Dentro deste trabalho, alguns conceitos eram muito importantes para conquistar o acesso para Série B. Por se tratar de um campeonato onde os jogos aconteciam apenas uma vez por semana, contratar jogadores experientes e acostumados com partidas naquela divisão seria importante.
“São 12 pontos importantes para contratar, entre eles: títulos conquistados, acessos disputados, e liderança. 25% do elenco precisava ser da base. Inclusive, o vice-presidente conseguiu colocar no estatuto que é obrigado o elenco do profissional ter estes 25%. Hoje, acaba que temos 50% atualmente. E ainda tem o espaço para 10% de apostas.

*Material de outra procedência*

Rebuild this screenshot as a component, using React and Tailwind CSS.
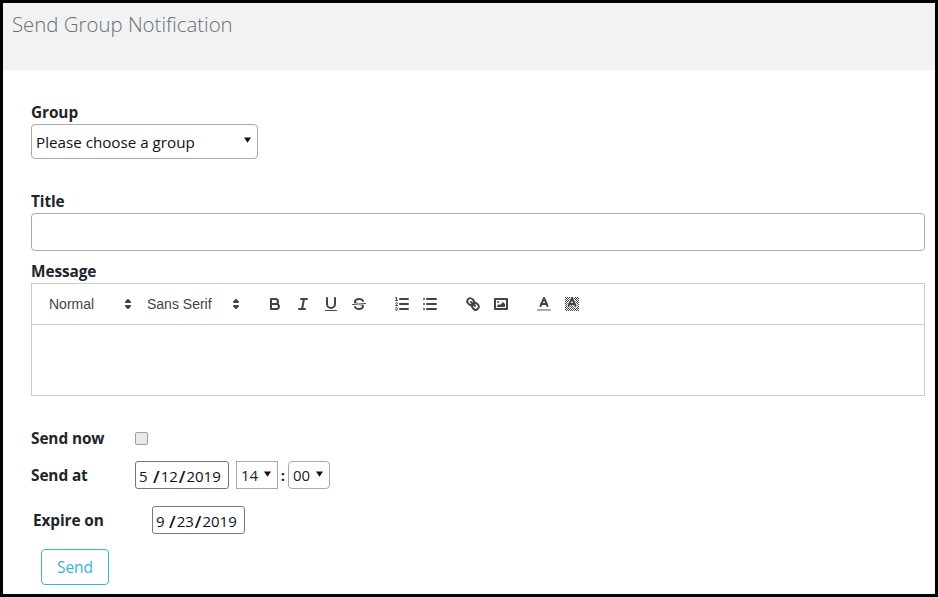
const FONT = "font-['Open_Sans','Noto_Sans',sans-serif]";

function Icon({ children }) {
  return (
    <button className="w-[28px] h-[24px] px-[5px] py-[3px] flex items-center justify-center">
      <svg viewBox="0 0 18 18" className="w-[18px] h-[18px]" fill="none" stroke="#444" strokeWidth="2" strokeLinecap="round" strokeLinejoin="round">
        {children}
      </svg>
    </button>
  );
}

const Chevrons = ({ className }) => (
  <svg viewBox="0 0 18 18" className={"w-[18px] h-[18px] " + className} fill="#444" stroke="#444" strokeWidth="2" strokeLinejoin="round">
    <polygon points="7 11 9 13 11 11 7 11" />
    <polygon points="7 7 9 5 11 7 7 7" />
  </svg>
);

const Caret = () => (
  <svg viewBox="0 0 8 6" className="w-[7px] h-[6px]" fill="#111"><polygon points="0,0 8,0 4,6" /></svg>
);

function Picker({ label, width }) {
  return (
    <div className={"relative flex items-center h-[24px] pl-[8px] text-[14px] text-[#444] font-['Liberation_Sans',sans-serif] " + width}>
      {label}
      <span className="absolute right-[2px] top-[3px]"><Chevrons /></span>
    </div>
  );
}

function DateBox({ value, className, monthWidth }) {
  const [m, d, y] = value;
  const slash = "mx-[1px] text-[17px] leading-none font-semibold";
  return (
    <div className={"flex items-center h-[28px] border border-[#767676] rounded-[3px] pl-[3px] pt-[2px] text-[15px] text-[#111] " + className}>
      <span className={monthWidth}>{m}</span><span className={slash}>/</span><span>{d}</span><span className={slash}>/</span><span>{y}</span>
    </div>
  );
}

function TimeBox({ value, className }) {
  return (
    <div className={"flex items-center h-[28px] border border-[#aaa] pl-[4px] gap-[6px] text-[15px] text-[#222] " + className}>
      <span className="pt-[1px]">{value}</span>
      <span className="-mt-[3px]"><Caret /></span>
    </div>
  );
}

const LABEL = "translate-y-[1px] text-[15.4px] font-bold tracking-[-0.1px] text-[#212529]";

export default function App() {
  return (
    <div className={"w-[938px] h-[597px] border-[3px] border-black bg-white overflow-hidden " + FONT}>
      <header className="h-[67px] bg-[#f2f2f2] pl-[9px] pt-[6px]">
        <h1 className="text-[20.4px] leading-[30px] font-light text-[#667078]">Send Group Notification</h1>
      </header>

      <main className="pl-[28px] pr-[10px]">
        <label className={"block mt-[31px] leading-[22px] " + LABEL}>Group</label>
        <div className="flex items-center justify-between w-[227px] h-[35px] mt-[1px] pl-[4px] pr-[6px] border border-[#aaa] rounded-[4px] text-[15.2px] text-[#111]">
          <span className="pt-[1px]">Please choose a group</span>
          <span className="-mt-[3px]"><Caret /></span>
        </div>

        <label className={"block mt-[31px] leading-[22px] " + LABEL}>Title</label>
        <div className="h-[38px] mt-[1px] border border-[#aaa] rounded-[4px]" />

        <label className={"block mt-[9px] leading-[22px] " + LABEL}>Message</label>
        <div className="mt-[1px] border border-[#ccc]">
          <div className="flex items-center h-[41px] pl-[9px] border-b border-[#ccc]">
            <Picker label="Normal" width="w-[98px]" />
            <div className="mr-[14px]"><Picker label="Sans Serif" width="w-[108px]" /></div>
            <div className="flex mr-[15px]">
              <Icon>
                <path d="M5,4H9.5A2.5,2.5,0,0,1,12,6.5v0A2.5,2.5,0,0,1,9.5,9H5A0,0,0,0,1,5,9V4A0,0,0,0,1,5,4Z" />
                <path d="M5,9h5.5A2.5,2.5,0,0,1,13,11.5v0A2.5,2.5,0,0,1,10.5,14H5a0,0,0,0,1,0,0V9A0,0,0,0,1,5,9Z" />
              </Icon>
              <Icon>
                <line x1="7" x2="13" y1="4" y2="4" />
                <line x1="5" x2="11" y1="14" y2="14" />
                <line x1="8" x2="10" y1="14" y2="4" />
              </Icon>
              <Icon>
                <path d="M5,3V9a4.012,4.012,0,0,0,4,4H9a4.012,4.012,0,0,0,4-4V3" />
                <rect x="3" y="15" width="12" height="1" rx=".5" ry=".5" fill="#444" stroke="none" />
              </Icon>
              <Icon>
                <line x1="15.5" x2="2.5" y1="8.5" y2="9.5" strokeWidth="1" />
                <path stroke="none" fill="#444" d="M9.007,8C6.542,7.791,6,7.519,6,6.5,6,5.792,7.283,5,9,5c1.571,0,2.765.679,2.969,1.309a1,1,0,0,0,1.9-.617C13.356,4.106,11.354,3,9,3,6.2,3,4,4.538,4,6.5a3.2,3.2,0,0,0,.5,1.843Z" />
                <path stroke="none" fill="#444" d="M8.984,10C11.457,10.208,12,10.479,12,11.5c0,.708-1.283,1.5-3,1.5-1.571,0-2.765-.679-2.969-1.309a1,1,0,0,0-1.9.617C4.644,13.894,6.646,15,9,15c2.8,0,5-1.538,5-3.5a3.2,3.2,0,0,0-.5-1.843Z" />
              </Icon>
            </div>
            <div className="flex mr-[15px]">
              <Icon>
                <line x1="7" x2="15" y1="4" y2="4" />
                <line x1="7" x2="15" y1="9" y2="9" />
                <line x1="7" x2="15" y1="14" y2="14" />
                <line x1="2.5" x2="4.5" y1="5.5" y2="5.5" strokeWidth="1" />
                <path stroke="none" fill="#444" d="M3.5,6A0.5,0.5,0,0,1,3,5.5V3.085l-0.276.138A0.5,0.5,0,0,1,2.053,3c-0.124-.247-0.023-0.324.224-0.447l1-.5A0.5,0.5,0,0,1,4,2.5v3A0.5,0.5,0,0,1,3.5,6Z" />
                <path strokeWidth="1" d="M4.5,10.5h-2c0-.234,1.85-1.076,1.85-2.234A0.959,0.959,0,0,0,2.5,8.156" />
                <path strokeWidth="1" d="M2.5,14.846a0.959,0.959,0,0,0,1.85-.109A0.7,0.7,0,0,0,3.75,14a0.688,0.688,0,0,0,.6-0.736,0.959,0.959,0,0,0-1.85-.109" />
              </Icon>
              <Icon>
                <line x1="6" x2="15" y1="4" y2="4" />
                <line x1="6" x2="15" y1="9" y2="9" />
                <line x1="6" x2="15" y1="14" y2="14" />
                <line x1="3" x2="3" y1="4" y2="4" />
                <line x1="3" x2="3" y1="9" y2="9" />
                <line x1="3" x2="3" y1="14" y2="14" />
              </Icon>
            </div>
            <div className="flex mr-[15px]">
              <Icon>
                <line x1="7" x2="11" y1="7" y2="11" />
                <path d="M8.9,4.577a3.476,3.476,0,0,1,.36,4.679A3.476,3.476,0,0,1,4.577,8.9C3.185,7.5,2.035,6.4,4.217,4.217S7.5,3.185,8.9,4.577Z" />
                <path d="M13.423,9.1a3.476,3.476,0,0,0-4.679-.36,3.476,3.476,0,0,0,.36,4.679c1.392,1.392,2.5,2.542,4.679.36S14.815,10.5,13.423,9.1Z" />
              </Icon>
              <Icon>
                <rect x="3" y="4" width="12" height="10" />
                <circle cx="6" cy="7" r="1" fill="#444" stroke="none" />
                <polyline stroke="none" fill="#444" points="5 12 5 11 7 9 8 10 11 7 13 9 13 12 5 12" />
              </Icon>
            </div>
            <div className="flex">
              <Icon>
                <line x1="3" x2="15" y1="15" y2="15" stroke="#aaa" />
                <polyline points="5.5 11 9 3 12.5 11" />
                <line x1="11.63" x2="6.38" y1="9" y2="9" />
              </Icon>
              <Icon>
                <defs>
                  <pattern id="hatch" width="2" height="2" patternUnits="userSpaceOnUse">
                    <rect width="1" height="1" fill="#444" stroke="none" />
                    <rect x="1" y="1" width="1" height="1" fill="#444" stroke="none" />
                  </pattern>
                </defs>
                <rect x="2" y="2" width="14" height="14" fill="url(#hatch)" stroke="none" />
                <polyline points="5.5 11 9 3 12.5 11" stroke="#fff" strokeWidth="3.5" />
                <polyline points="5.5 11 9 3 12.5 11" />
                <line x1="11.63" x2="6.38" y1="9" y2="9" />
              </Icon>
            </div>
          </div>
          <div className="h-[70px]" />
        </div>

        <div className="flex items-center h-[22px] mt-[31px]">
          <span className={"w-[104px] " + LABEL}>Send now</span>
          <span className="w-[13px] h-[13px] border border-[#a0a0a0] rounded-[2px] bg-[#e9e9e9]" />
        </div>

        <div className="flex items-center mt-[12px]">
          <span className={"w-[104px] " + LABEL}>Send at</span>
          <DateBox value={["5", "12", "2019"]} className="w-[94px]" monthWidth="w-[13px]" />
          <TimeBox value="14" className="w-[42px] ml-[7px]" />
          <span className="w-[10px] text-center text-[15px] font-bold text-[#212529]">:</span>
          <TimeBox value="00" className="w-[42px] rounded-[4px]" />
        </div>

        <div className="flex items-center mt-[17px] ml-[2px]">
          <span className={"w-[119px] " + LABEL}>Expire on</span>
          <DateBox value={["9", "23", "2019"]} className="w-[93px]" monthWidth="w-[12px]" />
        </div>

        <button className="block w-[68px] h-[36px] mt-[15px] ml-[10px] pt-[1px] border border-[#35b4e0] rounded-[4px] text-[15.5px] font-normal text-[#35b4e0]">
          Send
        </button>
      </main>
    </div>
  );
}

Jogadores com contratos curtos de 3 até 6 meses e que vemos potencial.
Ítalo Rodrigues contando o modelo do clube
Neste projeto, já são diversas vendas e o dinheiro entrando em caixa. “De 2018 pra cá foram vendidos 7 ou 8 atletas. Nunca vendemos tanto na nossa história“. Com isso, o clube começou a pagar suas contas e a credibilidade retornou para o Timbu. “A credibilidade começa a vir rápido se você acerta em dois, três meses os salários por exemplo. Com as notícias boas, as coisas começaram a mudar”, complementou Ítalo.
O mais difícil foi manter a tranquilidade dos dirigentes após alguns resultados não darem certo. “O mais difícil é segurar o estatutário. É você tomar cinco e ele sair consciente que agora ele não poderia tomar decisões, se acalmar e ser racional. Em 2018 a gente fez isso e o presidente esteve de parabéns. As vezes o negócio não andava. A gente passou boa parte da Série C na zona do rebaixamento, mas a gente enxergava coisas boas e buscamos encontrar o problema”.
O Náutico agora vive outro momento.
A IMPORTÂNCIA DA TORCIDA E O PRÓXIMO PASSO
Tão importante quanto um elenco forte, ter a torcida ao seu lado era fundamental na retomada e o Náutico conseguiu recuperar a autoestima do torcedor “A torcida era um vulcão adormecido. Nós tivemos a maior renda do estado mesmo tendo a menor torcida segundo as pesquisas e a maior receita da história do estado”.
Não foram poucas as histórias dos torcedores que estavam decepcionados, mas viram a recuperação com o título estadual e depois da Série C.
“A torcida do Náutico estava numa situação complicada. Cansei de ver torcedor do Náutico que dizia que não iria mais pro jogo que não torcida pro Náutico. Um torcedor uma vez me contou que o filho dele pedia um iPhone, a criança tinha 10, 12 anos. Ele comprou o iPhone. Passaram uma ou duas semanas, e a criança falou que não queria o iPhone, mas sim o Náutico campeão porque ele nunca tinha visto”
Com o futebol parado devido a pandemia do COVID-19, o futuro ainda é incerto quanto ao futebol no país, mas Ítalo tem apenas uma certeza: “a gente não quer que o clube dê um passo pra trás novamente. A gente não quer regredir financeiramente”.
E se mantiver o trabalho como é desde seu período como estagiário, é a certeza de uma história com final feliz para o Timbu nos próximos anos.